In comparison, the new record felt softer, and it is softer, but it also felt more shallow. It felt hollow. It didn’t feel like it went as deep or as hard or as far or as long as any of Barnett’s previous work had, or that it had as much to say for itself and it certainly didn’t have as much to say for you or me, either, or about the world.
I have had the record sat on my shelf for a long time, untouched and unloved, but I put it on the other day after hearing Barnett’s new Neil Young cover - which is exceptional - thinking that I knew what to expect, but I didn’t. I was wrongfooted and was plowed under the current of the songs which I had previously dismissed so easily. This wasn’t a shallow album at all, but I’d just been approaching it in a shallow way. I thought the album had let me down by not being Tell Me How You Really Feel Part 2, but I’d actually let the album down by expecting it to be.
In fact, if anything, this album doesn’t recall the record that immediately preceded it, but more so the works that immediately precede Barnett’s full length debut; these songs return to her intricately personal, reserved but insightful, sparse sounding but lyrically dense, contemplative and thought provoking early songs, style and sound that had first brought her esteem, renown and respect on her I've Got a Friend Called Emily Ferris and How to Carve a Carrot into a Rose EPs.
And while the songs sound stripped back and quite bare at times, the lyrics are anything but. They’re still just as rich as anything she ever did, as vivid and descriptive and detailed. She still has the ability to both create and destroy worlds in a single line, the ability to make and break you with a withering or welcoming lyric.
There is an interesting push and pull at the heart of this album in that it’s about the breakup of a marriage, but also about falling in love again. It’s about infatuation and the excitement of finding and feeling for someone new and remaking yourself at the start of a new relationship, but also about dealing with the ashes of an old self and old partnership that didn’t work out.
I still don’t love every song on the album. I still don’t think that it’s a masterpiece, but it is a lot better than I gave it credit for when it first came out. There are enough great songs here to reward repeated listenings. Rae Street, Here’s the Thing, Before You Gotta Go, If I Don’t Hear From You Tonight, Write a List of Things to Look Forward To and Oh the Night stand up with her best work. That’s over half the album, so pretty good by anybody’s standards.
The other songs are not bad either; Sunfair Sundown is a fine and gentle track which finds Barnett back in the suburbs of Depreston. Turning Green doesn’t have much to recommend it or make it stand out until Barnett starts slashing away at it with her guitar, one of the only times she really opens up on the instrument anywhere on this album. It’s not as blistering or as blustering as her solos had been on the last two records, but it’s probably more interesting and experimental than anything she played on those, in it’s way. Take It Day By Day feels like it has the skeleton of a good song sitting inside it, but I’m not quite sure that good song has been fully fleshed out or brought to life here. There’s not too much to say about the remaining song, Splendour, apart from that it’s more dour than splendid.

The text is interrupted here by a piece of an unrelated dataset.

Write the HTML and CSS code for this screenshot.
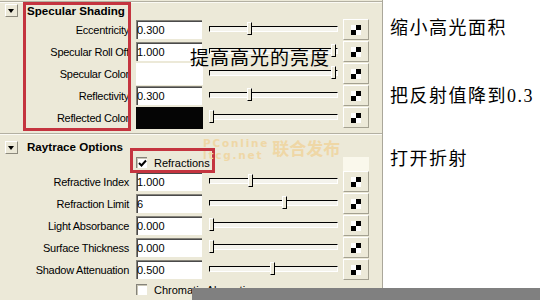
FILE: index.html
```html
<!DOCTYPE html>
<html lang="zh">
<head>
<meta charset="utf-8">
<title>Maya Attribute Editor</title>
<link rel="stylesheet" href="styles.css">
</head>
<body>
<div class="screen">
  <div class="panel">
    <section class="frame first">
      <div class="head"><span class="arrow"></span><span class="title">Specular Shading</span></div>
      <div class="row">
        <label>Eccentricity</label>
        <span class="field">0.300</span>
        <span class="slider"><i class="thumb" style="--v:0.31"></i></span>
        <span class="btn"><i class="chk"></i></span>
      </div>
      <div class="row">
        <label>Specular Roll Off</label>
        <span class="field">1.000</span>
        <span class="slider"><i class="thumb" style="--v:1"></i></span>
        <span class="btn"><i class="chk"></i></span>
      </div>
      <div class="row">
        <label>Specular Color</label>
        <span class="swatch white"></span>
        <span class="slider"><i class="thumb" style="--v:1"></i></span>
        <span class="btn"><i class="chk"></i></span>
      </div>
      <div class="row">
        <label>Reflectivity</label>
        <span class="field">0.300</span>
        <span class="slider"><i class="thumb" style="--v:0.31"></i></span>
        <span class="btn"><i class="chk"></i></span>
      </div>
      <div class="row">
        <label>Reflected Color</label>
        <span class="swatch black"></span>
        <span class="slider"><i class="thumb" style="--v:0"></i></span>
        <span class="btn"><i class="chk"></i></span>
      </div>
    </section>

    <section class="frame second">
      <div class="head low"><span class="arrow"></span><span class="title">Raytrace Options</span></div>
      <div class="row check-row">
        <span></span>
        <span class="check-item"><span class="box checked"><svg viewBox="0 0 9 9" width="9" height="9"><polyline points="1,4 3.5,6.5 8,1.5" fill="none" stroke="#000" stroke-width="2"/></svg></span>Refractions</span>
        <span class="pale"></span>
      </div>
      <div class="row">
        <label>Refractive Index</label>
        <span class="field">1.000</span>
        <span class="slider"><i class="thumb" style="--v:0.32"></i></span>
        <span class="btn"><i class="chk"></i></span>
      </div>
      <div class="row">
        <label>Refraction Limit</label>
        <span class="field">6</span>
        <span class="slider"><i class="thumb" style="--v:0.6"></i></span>
        <span class="btn"><i class="chk"></i></span>
      </div>
      <div class="row">
        <label>Light Absorbance</label>
        <span class="field">0.000</span>
        <span class="slider"><i class="thumb" style="--v:0"></i></span>
        <span class="btn"><i class="chk"></i></span>
      </div>
      <div class="row">
        <label>Surface Thickness</label>
        <span class="field">0.000</span>
        <span class="slider"><i class="thumb" style="--v:0"></i></span>
        <span class="btn"><i class="chk"></i></span>
      </div>
      <div class="row">
        <label>Shadow Attenuation</label>
        <span class="field">0.500</span>
        <span class="slider"><i class="thumb" style="--v:0.5"></i></span>
        <span class="btn"><i class="chk"></i></span>
      </div>
      <div class="row check-row">
        <span></span>
        <span class="check-item"><span class="box"></span>Chromatic Aberration</span>
      </div>
    </section>

    <div class="redbox r1"></div>
    <div class="redbox r2"></div>
    <div class="overlay-note">提高高光的亮度</div>
    <div class="watermark">
      <span class="wm-latin"><span class="wm-line">PConline</span><span class="wm-line">ltcg.net</span></span>
      <span class="wm-cjk">联合发布</span>
    </div>
  </div>

  <div class="notes">
    <p class="note n1">缩小高光面积</p>
    <p class="note n2">把反射值降到0.3</p>
    <p class="note n3">打开折射</p>
  </div>

  <div class="graybar"></div>
</div>
</body>
</html>
```

FILE: styles.css
```css
* { box-sizing: border-box; }

html, body {
  margin: 0;
  padding: 0;
}

body {
  width: 540px;
  height: 300px;
  overflow: hidden;
  background: #fff;
  color: #000;
  font-family: "Liberation Sans", Arial, sans-serif;
  font-size: 11px;
}

.screen {
  position: relative;
  display: flex;
  width: 540px;
  height: 300px;
}

/* ---------- attribute panel ---------- */
.panel {
  position: relative;
  flex: 0 0 383px;
  height: 300px;
  background: #ece9d8;
  border-right: 1px solid #aaa79a;
}

.frame {
  border-top: 1px solid #b3b0a2;
  box-shadow: inset 0 1px 0 #fbfaf4;
}

.frame.first { margin-top: 1px; }
.frame.second { margin-top: 4px; }

.head {
  display: flex;
  align-items: center;
  height: 17px;
}

.head.low {
  height: 20px;
  align-items: flex-end;
}

.arrow {
  position: relative;
  flex: 0 0 13px;
  width: 13px;
  height: 13px;
  margin-left: 5px;
  border: 1px solid;
  border-color: #fff #8d8a7d #8d8a7d #fff;
}

.arrow::after {
  content: "";
  position: absolute;
  left: 2px;
  top: 4px;
  border-left: 3.5px solid transparent;
  border-right: 3.5px solid transparent;
  border-top: 4px solid #000;
}

.title {
  margin-left: 9px;
  font-weight: bold;
  font-size: 11.6px;
  line-height: 14px;
}

.row {
  display: grid;
  grid-template-columns: 136px 67px 140px 26px;
  height: 22px;
  align-items: start;
}

.row label {
  padding-right: 7px;
  text-align: right;
  line-height: 22px;
  white-space: nowrap;
  letter-spacing: -0.25px;
}

.field {
  margin-top: 1px;
  width: 66px;
  height: 19px;
  padding: 3px 0 0 0;
  background: #fff;
  border-top: 1px solid #85837a;
  border-left: 1px solid #85837a;
  box-shadow: inset 1px 1px 0 #4a4a4a;
  line-height: 13px;
}

.swatch {
  width: 67px;
  height: 22px;
}
.swatch.white { background: #fff; }
.swatch.black { background: #050505; }

.slider {
  position: relative;
  margin-left: 6px;
  width: 129px;
  height: 22px;
}

.slider::before {
  content: "";
  position: absolute;
  left: 0;
  right: 0;
  top: 7px;
  height: 4px;
  border-top: 1px solid #000;
  border-left: 1px solid #000;
  border-bottom: 1px solid #fff;
  border-right: 1px solid #fff;
  background: #f4f3ec;
}

.thumb {
  position: absolute;
  top: 3px;
  left: calc(var(--v) * 122px);
  width: 5px;
  height: 13px;
  background: #ece9d8;
  border: 1px solid;
  border-color: #fff #000 #000 #fff;
}

.btn {
  display: flex;
  align-items: center;
  justify-content: center;
  width: 26px;
  height: 21px;
  border: 1px solid;
  border-color: #fff #a4a191 #a4a191 #fff;
  background: #ece9d8;
}

.chk {
  display: block;
  width: 10px;
  height: 10px;
  background: conic-gradient(#000 0 25%, #fff 0 50%, #000 0 75%, #fff 0);
}

/* checkbox rows */
.check-row {
  height: 17px;
}

.check-row .check-item {
  grid-column: 2 / 4;
  display: flex;
  align-items: center;
  gap: 7px;
  height: 17px;
  white-space: nowrap;
}

.box {
  display: flex;
  align-items: center;
  justify-content: center;
  width: 11px;
  height: 11px;
  background: #fff;
  border-top: 1px solid #85837a;
  border-left: 1px solid #85837a;
  box-shadow: inset 1px 1px 0 #c9c6b6;
}

.box.checked svg { display: block; }

.pale {
  grid-column: 4;
  width: 26px;
  height: 14px;
  margin-top: 3px;
  background: #faf8ec;
}

/* ---------- overlays ---------- */
.redbox {
  position: absolute;
  border: 3px solid #c4343f;
}

.r1 { left: 23px; top: 2px; width: 108px; height: 129px; }
.r2 { left: 130px; top: 148px; width: 85px; height: 25px; }

.overlay-note {
  position: absolute;
  left: 190px;
  top: 47px;
  font-family: "Liberation Serif", "Noto Sans CJK SC", serif;
  font-size: 19px;
  line-height: 24px;
  letter-spacing: 1px;
  color: #000;
  white-space: nowrap;
}

.watermark {
  position: absolute;
  left: 203px;
  top: 137px;
  display: flex;
  align-items: flex-start;
  gap: 3px;
  color: #efd7a6;
  font-weight: bold;
  white-space: nowrap;
}

.wm-latin {
  display: flex;
  flex-direction: column;
  font-family: "DejaVu Sans", sans-serif;
  font-size: 10.5px;
  line-height: 12px;
  letter-spacing: 1.8px;
}

.wm-cjk {
  font-family: "Noto Sans CJK SC", sans-serif;
  font-size: 17px;
  line-height: 22px;
  margin-top: 0;
}

/* ---------- right side notes ---------- */
.notes {
  flex: 1;
  padding-left: 7px;
  background: #fff;
}

.note {
  margin: 0;
  font-family: "Liberation Serif", "Noto Sans CJK SC", serif;
  font-size: 18px;
  line-height: 20px;
  letter-spacing: 1.5px;
  white-space: nowrap;
}

.n1 { margin-top: 18px; }
.n2 { margin-top: 48px; }
.n3 { margin-top: 43px; }

.graybar {
  position: absolute;
  left: 192px;
  top: 288px;
  right: 0;
  bottom: 0;
  background: #808080;
}
```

It’s not the most exciting album, it’s not the most adrenaline fuelled or thrilling or dynamic album, but when you find yourself needing to put something on when you want to sit and think, or if you want to just sit, you could do a lot worse than to reach for this one.
Sometimes, a new album can crash into your life and upend all your other interests; change your way of thinking and even who you are as a person, but on other occasions, and with other albums, like with this one, things take time, take time.
What a great piece of writing, Matthew. I love Courtney Barnett, but I haven't gone as deep into her music as you have. You've definitely inspired me to dive back in. But it's the writing that I so admire here. You absolutely nail the experience we've all had of being underwhelmed and disappointed by an album, only to return to it later and be thunderstruck. That paragraph about taking the "untouched and unloved" album off the shelf and then falling in love with it--ah, see, that right there, that's why we do this. Who was it that said that writing about music is like dancing about architecture? But every now and then, you manage to find the words that come close to capturing what music means to us. And that, my friend, is a good day's work. Well played, Matthew.
Gonna give it another try. But I just went and found the Neil Young cover and while it’s lovely - gorgeous - beautiful - it feels like a betrayal of who/what she was. I can just see the video with her post a Hollywood make up artist and in a $10k necklace. I’m not against any of those things per se, just feels weird and icky from her so fast. Is that song for a movie? Wish she was ‘aiming for greatness’ instead.
Anyway, will give the Things album a few more spins.